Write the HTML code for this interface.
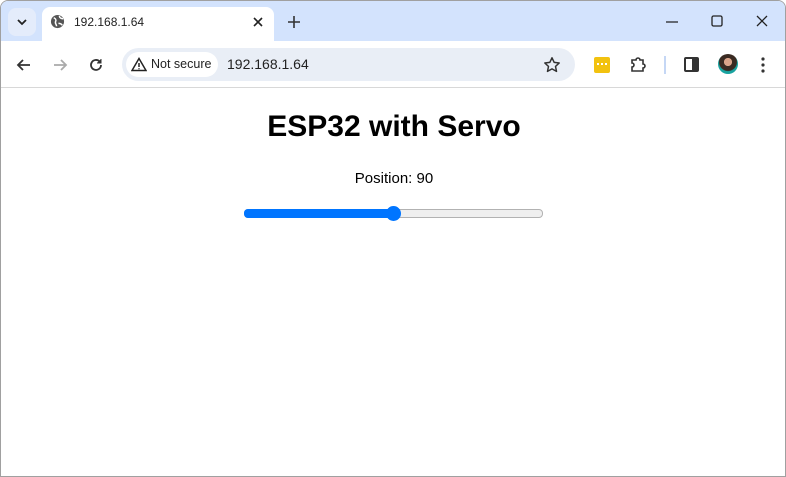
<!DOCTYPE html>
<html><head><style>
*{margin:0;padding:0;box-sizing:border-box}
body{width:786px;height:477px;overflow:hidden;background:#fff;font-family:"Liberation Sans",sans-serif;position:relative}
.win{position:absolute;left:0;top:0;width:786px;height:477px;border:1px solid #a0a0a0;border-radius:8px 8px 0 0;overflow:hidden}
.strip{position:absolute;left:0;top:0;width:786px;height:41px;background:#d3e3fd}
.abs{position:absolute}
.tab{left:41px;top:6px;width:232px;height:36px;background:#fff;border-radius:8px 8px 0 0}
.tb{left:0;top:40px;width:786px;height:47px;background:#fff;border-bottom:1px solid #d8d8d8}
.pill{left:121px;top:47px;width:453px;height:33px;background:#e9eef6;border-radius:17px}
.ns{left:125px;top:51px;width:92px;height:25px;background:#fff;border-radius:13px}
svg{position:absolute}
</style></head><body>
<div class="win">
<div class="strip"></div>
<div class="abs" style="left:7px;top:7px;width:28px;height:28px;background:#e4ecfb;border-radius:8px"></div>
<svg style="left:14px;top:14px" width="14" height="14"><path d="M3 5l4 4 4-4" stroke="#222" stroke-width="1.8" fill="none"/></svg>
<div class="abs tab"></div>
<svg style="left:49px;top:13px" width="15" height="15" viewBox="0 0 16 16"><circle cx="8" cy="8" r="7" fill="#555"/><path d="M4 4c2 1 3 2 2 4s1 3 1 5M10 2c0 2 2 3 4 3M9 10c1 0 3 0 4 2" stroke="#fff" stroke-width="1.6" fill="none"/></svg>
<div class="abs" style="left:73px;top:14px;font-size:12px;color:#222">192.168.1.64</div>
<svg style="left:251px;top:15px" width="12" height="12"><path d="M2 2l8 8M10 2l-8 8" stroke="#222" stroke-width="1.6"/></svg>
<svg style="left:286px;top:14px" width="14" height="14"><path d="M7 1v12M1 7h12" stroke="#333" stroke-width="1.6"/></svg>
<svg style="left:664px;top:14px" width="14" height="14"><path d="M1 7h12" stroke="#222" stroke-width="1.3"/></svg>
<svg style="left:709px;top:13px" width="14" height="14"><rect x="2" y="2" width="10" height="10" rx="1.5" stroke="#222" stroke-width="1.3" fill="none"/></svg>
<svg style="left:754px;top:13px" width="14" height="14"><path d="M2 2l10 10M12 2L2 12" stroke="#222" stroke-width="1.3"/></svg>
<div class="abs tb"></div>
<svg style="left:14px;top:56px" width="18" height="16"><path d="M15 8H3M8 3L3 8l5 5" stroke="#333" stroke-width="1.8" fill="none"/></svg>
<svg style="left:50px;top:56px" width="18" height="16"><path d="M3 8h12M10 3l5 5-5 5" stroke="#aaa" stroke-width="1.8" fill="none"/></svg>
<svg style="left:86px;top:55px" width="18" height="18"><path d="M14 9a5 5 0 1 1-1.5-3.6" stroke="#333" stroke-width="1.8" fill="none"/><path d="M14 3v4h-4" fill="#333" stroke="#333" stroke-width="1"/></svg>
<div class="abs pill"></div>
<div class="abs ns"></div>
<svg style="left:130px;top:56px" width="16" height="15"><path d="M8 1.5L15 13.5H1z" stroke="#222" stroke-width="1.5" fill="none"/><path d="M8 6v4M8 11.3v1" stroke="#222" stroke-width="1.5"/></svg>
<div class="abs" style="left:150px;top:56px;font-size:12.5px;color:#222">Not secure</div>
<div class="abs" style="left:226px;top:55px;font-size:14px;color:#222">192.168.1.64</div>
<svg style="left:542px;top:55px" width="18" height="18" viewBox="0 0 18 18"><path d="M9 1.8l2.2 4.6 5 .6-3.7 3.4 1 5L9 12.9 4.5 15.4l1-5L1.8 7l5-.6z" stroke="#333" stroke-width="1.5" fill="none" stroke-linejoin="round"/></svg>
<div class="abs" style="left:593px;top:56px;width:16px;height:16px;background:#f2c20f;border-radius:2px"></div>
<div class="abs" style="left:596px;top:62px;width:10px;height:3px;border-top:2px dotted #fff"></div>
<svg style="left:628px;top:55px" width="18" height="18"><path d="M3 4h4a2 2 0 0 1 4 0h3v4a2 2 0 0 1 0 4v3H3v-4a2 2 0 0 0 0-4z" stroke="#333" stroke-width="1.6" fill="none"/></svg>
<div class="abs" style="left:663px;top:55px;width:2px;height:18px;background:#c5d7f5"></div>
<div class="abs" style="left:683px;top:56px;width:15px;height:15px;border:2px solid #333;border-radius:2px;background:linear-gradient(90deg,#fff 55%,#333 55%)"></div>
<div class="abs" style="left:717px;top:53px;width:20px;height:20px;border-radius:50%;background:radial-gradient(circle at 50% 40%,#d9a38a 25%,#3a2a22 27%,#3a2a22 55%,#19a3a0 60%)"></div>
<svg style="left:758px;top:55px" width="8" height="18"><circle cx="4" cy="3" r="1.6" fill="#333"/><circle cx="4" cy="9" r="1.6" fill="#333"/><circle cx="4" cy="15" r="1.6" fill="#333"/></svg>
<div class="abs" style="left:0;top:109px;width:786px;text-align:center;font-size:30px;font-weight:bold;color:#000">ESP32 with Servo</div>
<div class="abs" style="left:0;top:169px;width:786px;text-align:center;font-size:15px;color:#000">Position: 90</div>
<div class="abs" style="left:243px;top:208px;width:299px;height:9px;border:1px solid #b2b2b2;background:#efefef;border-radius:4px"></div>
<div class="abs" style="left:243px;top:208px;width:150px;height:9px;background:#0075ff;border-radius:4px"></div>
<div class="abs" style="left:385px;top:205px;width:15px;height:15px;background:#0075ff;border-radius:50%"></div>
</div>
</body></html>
= = = = =
- Problem statement
Leaving out the pictures, repeat the data above exactly.

- Solution to this task
Write the HTML code for this interface.
<!DOCTYPE html>
<html><head><style>
*{margin:0;padding:0;box-sizing:border-box}
body{width:786px;height:477px;overflow:hidden;background:#fff;font-family:"Liberation Sans",sans-serif;position:relative}
.win{position:absolute;left:0;top:0;width:786px;height:477px;border:1px solid #a0a0a0;border-radius:8px 8px 0 0;overflow:hidden}
.strip{position:absolute;left:0;top:0;width:786px;height:41px;background:#d3e3fd}
.abs{position:absolute}
.tab{left:41px;top:6px;width:232px;height:36px;background:#fff;border-radius:8px 8px 0 0}
.tb{left:0;top:40px;width:786px;height:47px;background:#fff;border-bottom:1px solid #d8d8d8}
.pill{left:121px;top:47px;width:453px;height:33px;background:#e9eef6;border-radius:17px}
.ns{left:125px;top:51px;width:92px;height:25px;background:#fff;border-radius:13px}
svg{position:absolute}
</style></head><body>
<div class="win">
<div class="strip"></div>
<div class="abs" style="left:7px;top:7px;width:28px;height:28px;background:#e4ecfb;border-radius:8px"></div>
<svg style="left:14px;top:14px" width="14" height="14"><path d="M3 5l4 4 4-4" stroke="#222" stroke-width="1.8" fill="none"/></svg>
<div class="abs tab"></div>
<svg style="left:49px;top:13px" width="15" height="15" viewBox="0 0 16 16"><circle cx="8" cy="8" r="7" fill="#555"/><path d="M4 4c2 1 3 2 2 4s1 3 1 5M10 2c0 2 2 3 4 3M9 10c1 0 3 0 4 2" stroke="#fff" stroke-width="1.6" fill="none"/></svg>
<div class="abs" style="left:73px;top:14px;font-size:12px;color:#222">192.168.1.64</div>
<svg style="left:251px;top:15px" width="12" height="12"><path d="M2 2l8 8M10 2l-8 8" stroke="#222" stroke-width="1.6"/></svg>
<svg style="left:286px;top:14px" width="14" height="14"><path d="M7 1v12M1 7h12" stroke="#333" stroke-width="1.6"/></svg>
<svg style="left:664px;top:14px" width="14" height="14"><path d="M1 7h12" stroke="#222" stroke-width="1.3"/></svg>
<svg style="left:709px;top:13px" width="14" height="14"><rect x="2" y="2" width="10" height="10" rx="1.5" stroke="#222" stroke-width="1.3" fill="none"/></svg>
<svg style="left:754px;top:13px" width="14" height="14"><path d="M2 2l10 10M12 2L2 12" stroke="#222" stroke-width="1.3"/></svg>
<div class="abs tb"></div>
<svg style="left:14px;top:56px" width="18" height="16"><path d="M15 8H3M8 3L3 8l5 5" stroke="#333" stroke-width="1.8" fill="none"/></svg>
<svg style="left:50px;top:56px" width="18" height="16"><path d="M3 8h12M10 3l5 5-5 5" stroke="#aaa" stroke-width="1.8" fill="none"/></svg>
<svg style="left:86px;top:55px" width="18" height="18"><path d="M14 9a5 5 0 1 1-1.5-3.6" stroke="#333" stroke-width="1.8" fill="none"/><path d="M14 3v4h-4" fill="#333" stroke="#333" stroke-width="1"/></svg>
<div class="abs pill"></div>
<div class="abs ns"></div>
<svg style="left:130px;top:56px" width="16" height="15"><path d="M8 1.5L15 13.5H1z" stroke="#222" stroke-width="1.5" fill="none"/><path d="M8 6v4M8 11.3v1" stroke="#222" stroke-width="1.5"/></svg>
<div class="abs" style="left:150px;top:56px;font-size:12.5px;color:#222">Not secure</div>
<div class="abs" style="left:226px;top:55px;font-size:14px;color:#222">192.168.1.64</div>
<svg style="left:542px;top:55px" width="18" height="18" viewBox="0 0 18 18"><path d="M9 1.8l2.2 4.6 5 .6-3.7 3.4 1 5L9 12.9 4.5 15.4l1-5L1.8 7l5-.6z" stroke="#333" stroke-width="1.5" fill="none" stroke-linejoin="round"/></svg>
<div class="abs" style="left:593px;top:56px;width:16px;height:16px;background:#f2c20f;border-radius:2px"></div>
<div class="abs" style="left:596px;top:62px;width:10px;height:3px;border-top:2px dotted #fff"></div>
<svg style="left:628px;top:55px" width="18" height="18"><path d="M3 4h4a2 2 0 0 1 4 0h3v4a2 2 0 0 1 0 4v3H3v-4a2 2 0 0 0 0-4z" stroke="#333" stroke-width="1.6" fill="none"/></svg>
<div class="abs" style="left:663px;top:55px;width:2px;height:18px;background:#c5d7f5"></div>
<div class="abs" style="left:683px;top:56px;width:15px;height:15px;border:2px solid #333;border-radius:2px;background:linear-gradient(90deg,#fff 55%,#333 55%)"></div>
<div class="abs" style="left:717px;top:53px;width:20px;height:20px;border-radius:50%;background:radial-gradient(circle at 50% 40%,#d9a38a 25%,#3a2a22 27%,#3a2a22 55%,#19a3a0 60%)"></div>
<svg style="left:758px;top:55px" width="8" height="18"><circle cx="4" cy="3" r="1.6" fill="#333"/><circle cx="4" cy="9" r="1.6" fill="#333"/><circle cx="4" cy="15" r="1.6" fill="#333"/></svg>
<div class="abs" style="left:0;top:109px;width:786px;text-align:center;font-size:30px;font-weight:bold;color:#000">ESP32 with Servo</div>
<div class="abs" style="left:0;top:169px;width:786px;text-align:center;font-size:15px;color:#000">Position: 90</div>
<div class="abs" style="left:243px;top:208px;width:299px;height:9px;border:1px solid #b2b2b2;background:#efefef;border-radius:4px"></div>
<div class="abs" style="left:243px;top:208px;width:150px;height:9px;background:#0075ff;border-radius:4px"></div>
<div class="abs" style="left:385px;top:205px;width:15px;height:15px;background:#0075ff;border-radius:50%"></div>
</div>
</body></html>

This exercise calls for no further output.